Short exercise: Copy out every line exactly, passing over the pictures.

Information supplied:
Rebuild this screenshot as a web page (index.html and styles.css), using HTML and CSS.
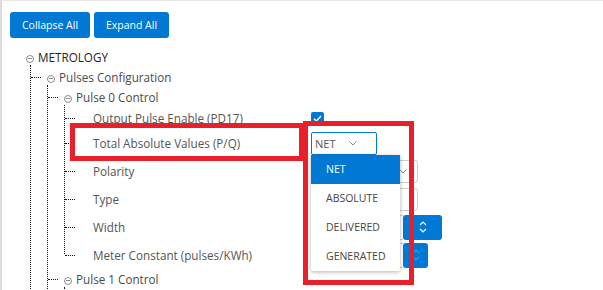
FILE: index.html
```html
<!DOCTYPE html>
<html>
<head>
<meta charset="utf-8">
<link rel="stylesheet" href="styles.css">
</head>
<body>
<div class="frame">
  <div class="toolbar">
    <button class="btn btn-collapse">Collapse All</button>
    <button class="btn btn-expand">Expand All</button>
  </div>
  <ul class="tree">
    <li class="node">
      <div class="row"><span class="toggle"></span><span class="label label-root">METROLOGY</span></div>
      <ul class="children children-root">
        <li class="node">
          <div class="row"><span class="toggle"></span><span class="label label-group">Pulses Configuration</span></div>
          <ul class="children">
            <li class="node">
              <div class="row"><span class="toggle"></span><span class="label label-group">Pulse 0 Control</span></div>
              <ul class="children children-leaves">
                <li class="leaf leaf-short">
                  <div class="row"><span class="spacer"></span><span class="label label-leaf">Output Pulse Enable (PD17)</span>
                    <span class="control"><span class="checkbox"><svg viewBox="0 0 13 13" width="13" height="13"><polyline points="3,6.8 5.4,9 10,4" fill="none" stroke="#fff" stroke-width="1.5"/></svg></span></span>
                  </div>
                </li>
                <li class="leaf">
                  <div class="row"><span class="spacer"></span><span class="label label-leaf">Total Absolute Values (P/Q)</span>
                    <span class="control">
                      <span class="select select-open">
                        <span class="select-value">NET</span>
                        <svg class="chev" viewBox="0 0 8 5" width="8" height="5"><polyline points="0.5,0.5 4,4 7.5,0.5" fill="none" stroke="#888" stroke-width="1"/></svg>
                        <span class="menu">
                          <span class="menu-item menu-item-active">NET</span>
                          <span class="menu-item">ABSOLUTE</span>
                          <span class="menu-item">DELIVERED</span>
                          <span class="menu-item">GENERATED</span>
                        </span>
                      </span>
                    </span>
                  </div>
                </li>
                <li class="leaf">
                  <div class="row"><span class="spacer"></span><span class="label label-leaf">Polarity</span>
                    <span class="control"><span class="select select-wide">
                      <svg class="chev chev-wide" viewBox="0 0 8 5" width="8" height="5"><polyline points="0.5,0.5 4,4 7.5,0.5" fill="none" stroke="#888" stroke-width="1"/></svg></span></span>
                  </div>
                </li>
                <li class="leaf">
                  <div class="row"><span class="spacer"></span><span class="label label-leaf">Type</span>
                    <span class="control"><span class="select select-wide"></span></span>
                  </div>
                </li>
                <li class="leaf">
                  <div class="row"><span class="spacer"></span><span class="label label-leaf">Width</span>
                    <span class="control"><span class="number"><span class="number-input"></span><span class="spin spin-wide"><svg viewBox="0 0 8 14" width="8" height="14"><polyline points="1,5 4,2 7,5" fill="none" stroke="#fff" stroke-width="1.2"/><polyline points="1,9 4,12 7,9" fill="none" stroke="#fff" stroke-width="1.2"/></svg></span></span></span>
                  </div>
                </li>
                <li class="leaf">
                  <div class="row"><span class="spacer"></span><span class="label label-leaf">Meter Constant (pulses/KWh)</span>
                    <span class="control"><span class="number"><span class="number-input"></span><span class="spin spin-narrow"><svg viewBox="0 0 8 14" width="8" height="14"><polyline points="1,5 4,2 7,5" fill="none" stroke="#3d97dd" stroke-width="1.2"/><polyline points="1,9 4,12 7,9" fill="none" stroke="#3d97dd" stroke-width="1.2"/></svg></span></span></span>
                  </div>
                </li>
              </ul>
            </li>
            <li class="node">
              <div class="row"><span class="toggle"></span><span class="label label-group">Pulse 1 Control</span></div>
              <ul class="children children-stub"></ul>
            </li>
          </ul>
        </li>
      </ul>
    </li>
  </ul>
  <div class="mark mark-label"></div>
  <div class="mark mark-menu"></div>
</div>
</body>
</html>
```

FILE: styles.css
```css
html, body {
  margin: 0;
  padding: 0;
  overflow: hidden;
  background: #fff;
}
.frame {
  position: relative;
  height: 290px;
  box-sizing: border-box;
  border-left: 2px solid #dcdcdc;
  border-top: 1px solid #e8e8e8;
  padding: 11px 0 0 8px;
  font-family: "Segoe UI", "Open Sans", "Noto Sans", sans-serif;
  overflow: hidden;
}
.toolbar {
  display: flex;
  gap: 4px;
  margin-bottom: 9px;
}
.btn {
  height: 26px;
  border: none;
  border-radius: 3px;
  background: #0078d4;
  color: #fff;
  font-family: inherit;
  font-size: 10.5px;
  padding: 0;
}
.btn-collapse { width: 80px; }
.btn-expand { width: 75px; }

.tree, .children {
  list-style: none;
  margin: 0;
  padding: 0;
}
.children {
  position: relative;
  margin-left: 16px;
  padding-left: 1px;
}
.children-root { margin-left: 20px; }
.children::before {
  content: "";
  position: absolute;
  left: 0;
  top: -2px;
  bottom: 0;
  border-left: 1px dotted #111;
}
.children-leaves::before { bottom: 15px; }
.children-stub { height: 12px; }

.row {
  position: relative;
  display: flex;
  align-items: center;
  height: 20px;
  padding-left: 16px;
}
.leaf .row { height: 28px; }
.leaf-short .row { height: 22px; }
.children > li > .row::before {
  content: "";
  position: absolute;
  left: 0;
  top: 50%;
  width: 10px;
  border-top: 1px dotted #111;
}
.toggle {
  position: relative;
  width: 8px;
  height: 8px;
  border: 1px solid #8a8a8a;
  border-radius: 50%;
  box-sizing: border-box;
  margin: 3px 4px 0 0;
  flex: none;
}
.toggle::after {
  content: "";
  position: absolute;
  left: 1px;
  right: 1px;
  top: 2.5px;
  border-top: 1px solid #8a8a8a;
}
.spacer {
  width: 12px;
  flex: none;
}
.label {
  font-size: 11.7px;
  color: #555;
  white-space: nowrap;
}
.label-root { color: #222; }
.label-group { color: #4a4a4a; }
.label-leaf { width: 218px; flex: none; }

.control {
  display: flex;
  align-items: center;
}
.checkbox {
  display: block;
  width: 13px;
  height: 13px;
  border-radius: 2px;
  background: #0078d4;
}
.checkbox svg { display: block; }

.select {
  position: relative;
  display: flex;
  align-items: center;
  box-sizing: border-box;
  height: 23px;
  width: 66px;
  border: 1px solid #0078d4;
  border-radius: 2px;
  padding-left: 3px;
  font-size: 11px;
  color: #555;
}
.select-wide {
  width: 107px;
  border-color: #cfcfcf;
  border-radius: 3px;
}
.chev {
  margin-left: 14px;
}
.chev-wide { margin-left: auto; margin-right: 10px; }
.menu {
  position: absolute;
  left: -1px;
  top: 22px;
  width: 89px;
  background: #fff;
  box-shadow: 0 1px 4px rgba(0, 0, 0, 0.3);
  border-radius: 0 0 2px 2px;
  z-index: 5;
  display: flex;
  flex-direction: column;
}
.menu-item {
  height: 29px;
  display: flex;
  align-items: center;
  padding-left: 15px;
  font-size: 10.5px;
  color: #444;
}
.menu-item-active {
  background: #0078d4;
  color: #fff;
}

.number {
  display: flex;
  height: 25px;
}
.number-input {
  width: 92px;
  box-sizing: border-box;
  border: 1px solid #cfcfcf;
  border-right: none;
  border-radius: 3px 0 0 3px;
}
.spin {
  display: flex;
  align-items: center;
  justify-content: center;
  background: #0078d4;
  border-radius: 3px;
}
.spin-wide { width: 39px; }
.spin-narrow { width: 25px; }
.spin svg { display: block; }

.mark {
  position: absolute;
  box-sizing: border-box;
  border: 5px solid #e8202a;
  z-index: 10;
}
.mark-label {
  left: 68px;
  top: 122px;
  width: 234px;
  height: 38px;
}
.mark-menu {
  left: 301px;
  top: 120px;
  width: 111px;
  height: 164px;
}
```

Full answer:
Rebuild this screenshot as a web page (index.html and styles.css), using HTML and CSS.
FILE: index.html
```html
<!DOCTYPE html>
<html>
<head>
<meta charset="utf-8">
<link rel="stylesheet" href="styles.css">
</head>
<body>
<div class="frame">
  <div class="toolbar">
    <button class="btn btn-collapse">Collapse All</button>
    <button class="btn btn-expand">Expand All</button>
  </div>
  <ul class="tree">
    <li class="node">
      <div class="row"><span class="toggle"></span><span class="label label-root">METROLOGY</span></div>
      <ul class="children children-root">
        <li class="node">
          <div class="row"><span class="toggle"></span><span class="label label-group">Pulses Configuration</span></div>
          <ul class="children">
            <li class="node">
              <div class="row"><span class="toggle"></span><span class="label label-group">Pulse 0 Control</span></div>
              <ul class="children children-leaves">
                <li class="leaf leaf-short">
                  <div class="row"><span class="spacer"></span><span class="label label-leaf">Output Pulse Enable (PD17)</span>
                    <span class="control"><span class="checkbox"><svg viewBox="0 0 13 13" width="13" height="13"><polyline points="3,6.8 5.4,9 10,4" fill="none" stroke="#fff" stroke-width="1.5"/></svg></span></span>
                  </div>
                </li>
                <li class="leaf">
                  <div class="row"><span class="spacer"></span><span class="label label-leaf">Total Absolute Values (P/Q)</span>
                    <span class="control">
                      <span class="select select-open">
                        <span class="select-value">NET</span>
                        <svg class="chev" viewBox="0 0 8 5" width="8" height="5"><polyline points="0.5,0.5 4,4 7.5,0.5" fill="none" stroke="#888" stroke-width="1"/></svg>
                        <span class="menu">
                          <span class="menu-item menu-item-active">NET</span>
                          <span class="menu-item">ABSOLUTE</span>
                          <span class="menu-item">DELIVERED</span>
                          <span class="menu-item">GENERATED</span>
                        </span>
                      </span>
                    </span>
                  </div>
                </li>
                <li class="leaf">
                  <div class="row"><span class="spacer"></span><span class="label label-leaf">Polarity</span>
                    <span class="control"><span class="select select-wide">
                      <svg class="chev chev-wide" viewBox="0 0 8 5" width="8" height="5"><polyline points="0.5,0.5 4,4 7.5,0.5" fill="none" stroke="#888" stroke-width="1"/></svg></span></span>
                  </div>
                </li>
                <li class="leaf">
                  <div class="row"><span class="spacer"></span><span class="label label-leaf">Type</span>
                    <span class="control"><span class="select select-wide"></span></span>
                  </div>
                </li>
                <li class="leaf">
                  <div class="row"><span class="spacer"></span><span class="label label-leaf">Width</span>
                    <span class="control"><span class="number"><span class="number-input"></span><span class="spin spin-wide"><svg viewBox="0 0 8 14" width="8" height="14"><polyline points="1,5 4,2 7,5" fill="none" stroke="#fff" stroke-width="1.2"/><polyline points="1,9 4,12 7,9" fill="none" stroke="#fff" stroke-width="1.2"/></svg></span></span></span>
                  </div>
                </li>
                <li class="leaf">
                  <div class="row"><span class="spacer"></span><span class="label label-leaf">Meter Constant (pulses/KWh)</span>
                    <span class="control"><span class="number"><span class="number-input"></span><span class="spin spin-narrow"><svg viewBox="0 0 8 14" width="8" height="14"><polyline points="1,5 4,2 7,5" fill="none" stroke="#3d97dd" stroke-width="1.2"/><polyline points="1,9 4,12 7,9" fill="none" stroke="#3d97dd" stroke-width="1.2"/></svg></span></span></span>
                  </div>
                </li>
              </ul>
            </li>
            <li class="node">
              <div class="row"><span class="toggle"></span><span class="label label-group">Pulse 1 Control</span></div>
              <ul class="children children-stub"></ul>
            </li>
          </ul>
        </li>
      </ul>
    </li>
  </ul>
  <div class="mark mark-label"></div>
  <div class="mark mark-menu"></div>
</div>
</body>
</html>
```

FILE: styles.css
```css
html, body {
  margin: 0;
  padding: 0;
  overflow: hidden;
  background: #fff;
}
.frame {
  position: relative;
  height: 290px;
  box-sizing: border-box;
  border-left: 2px solid #dcdcdc;
  border-top: 1px solid #e8e8e8;
  padding: 11px 0 0 8px;
  font-family: "Segoe UI", "Open Sans", "Noto Sans", sans-serif;
  overflow: hidden;
}
.toolbar {
  display: flex;
  gap: 4px;
  margin-bottom: 9px;
}
.btn {
  height: 26px;
  border: none;
  border-radius: 3px;
  background: #0078d4;
  color: #fff;
  font-family: inherit;
  font-size: 10.5px;
  padding: 0;
}
.btn-collapse { width: 80px; }
.btn-expand { width: 75px; }

.tree, .children {
  list-style: none;
  margin: 0;
  padding: 0;
}
.children {
  position: relative;
  margin-left: 16px;
  padding-left: 1px;
}
.children-root { margin-left: 20px; }
.children::before {
  content: "";
  position: absolute;
  left: 0;
  top: -2px;
  bottom: 0;
  border-left: 1px dotted #111;
}
.children-leaves::before { bottom: 15px; }
.children-stub { height: 12px; }

.row {
  position: relative;
  display: flex;
  align-items: center;
  height: 20px;
  padding-left: 16px;
}
.leaf .row { height: 28px; }
.leaf-short .row { height: 22px; }
.children > li > .row::before {
  content: "";
  position: absolute;
  left: 0;
  top: 50%;
  width: 10px;
  border-top: 1px dotted #111;
}
.toggle {
  position: relative;
  width: 8px;
  height: 8px;
  border: 1px solid #8a8a8a;
  border-radius: 50%;
  box-sizing: border-box;
  margin: 3px 4px 0 0;
  flex: none;
}
.toggle::after {
  content: "";
  position: absolute;
  left: 1px;
  right: 1px;
  top: 2.5px;
  border-top: 1px solid #8a8a8a;
}
.spacer {
  width: 12px;
  flex: none;
}
.label {
  font-size: 11.7px;
  color: #555;
  white-space: nowrap;
}
.label-root { color: #222; }
.label-group { color: #4a4a4a; }
.label-leaf { width: 218px; flex: none; }

.control {
  display: flex;
  align-items: center;
}
.checkbox {
  display: block;
  width: 13px;
  height: 13px;
  border-radius: 2px;
  background: #0078d4;
}
.checkbox svg { display: block; }

.select {
  position: relative;
  display: flex;
  align-items: center;
  box-sizing: border-box;
  height: 23px;
  width: 66px;
  border: 1px solid #0078d4;
  border-radius: 2px;
  padding-left: 3px;
  font-size: 11px;
  color: #555;
}
.select-wide {
  width: 107px;
  border-color: #cfcfcf;
  border-radius: 3px;
}
.chev {
  margin-left: 14px;
}
.chev-wide { margin-left: auto; margin-right: 10px; }
.menu {
  position: absolute;
  left: -1px;
  top: 22px;
  width: 89px;
  background: #fff;
  box-shadow: 0 1px 4px rgba(0, 0, 0, 0.3);
  border-radius: 0 0 2px 2px;
  z-index: 5;
  display: flex;
  flex-direction: column;
}
.menu-item {
  height: 29px;
  display: flex;
  align-items: center;
  padding-left: 15px;
  font-size: 10.5px;
  color: #444;
}
.menu-item-active {
  background: #0078d4;
  color: #fff;
}

.number {
  display: flex;
  height: 25px;
}
.number-input {
  width: 92px;
  box-sizing: border-box;
  border: 1px solid #cfcfcf;
  border-right: none;
  border-radius: 3px 0 0 3px;
}
.spin {
  display: flex;
  align-items: center;
  justify-content: center;
  background: #0078d4;
  border-radius: 3px;
}
.spin-wide { width: 39px; }
.spin-narrow { width: 25px; }
.spin svg { display: block; }

.mark {
  position: absolute;
  box-sizing: border-box;
  border: 5px solid #e8202a;
  z-index: 10;
}
.mark-label {
  left: 68px;
  top: 122px;
  width: 234px;
  height: 38px;
}
.mark-menu {
  left: 301px;
  top: 120px;
  width: 111px;
  height: 164px;
}
```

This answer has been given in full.